A few months ago I decided to start playing more live chess to save my work day from the outrageous amount of time I put into my correspondence games analyzing positions to death. Since I can't regularly take breaks longer than 10 minutes, 5-minute blitz appealed to me.

My goals were to get over my fear of losing (hence why put so much time analyzing correspondence games), improve my on-the-fly decision making and hasten my calculating, and see more positions and openings to get a broader practice in everyday.
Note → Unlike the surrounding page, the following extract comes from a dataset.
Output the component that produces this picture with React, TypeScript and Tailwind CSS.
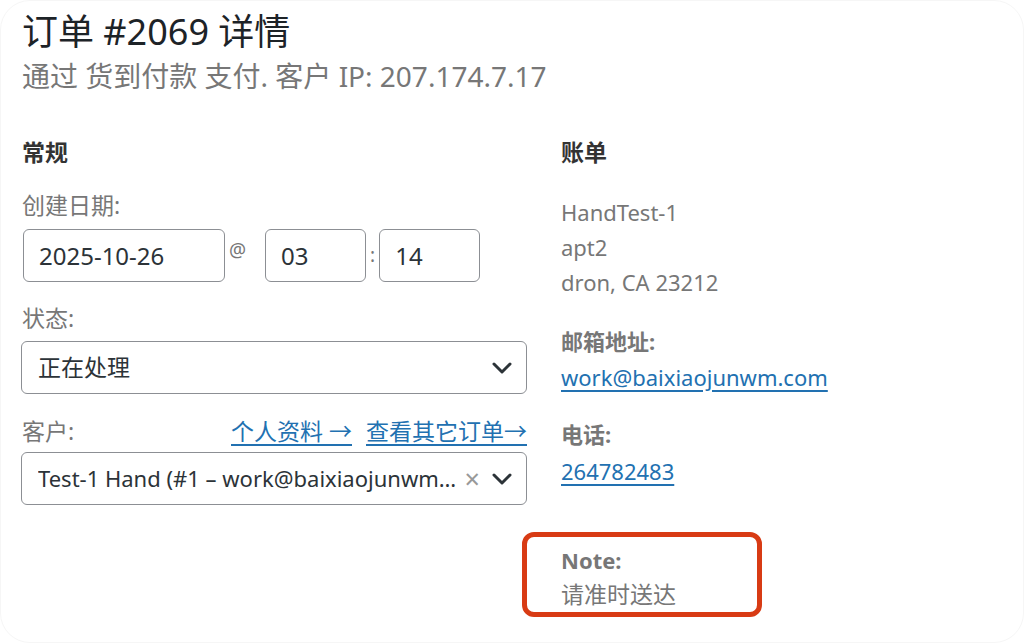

Instead of learning and improving on the above goals, I think 5-minute blitz games did little more than highlight my major weaknesses. I am playing about 800 points below my USCF rating (~1050 blitz and ~1850 USCF). I chalk it up to blitz just not being how my mind works. I find that I get a kind of tunnel vision in blitz games where I miss hung pieces or forced mates because I did not notice a blunder. Or worse, I hang a piece because I did not notice that the opponents last move guards the space I had planned to move a piece to. 

Worse is that I feel it has made my fear of losing worse. Instead of seeing these games a chance to learn, I find myself getting increasingly angrier when I lose. This is partially because I know I am so much better than the level I am playing at. Recently I have been able to partially make up for this by recognizing that when I lose on time with a superior position, that in reality, I, in fact, won, since I will never be competing in real-life blitz tournaments.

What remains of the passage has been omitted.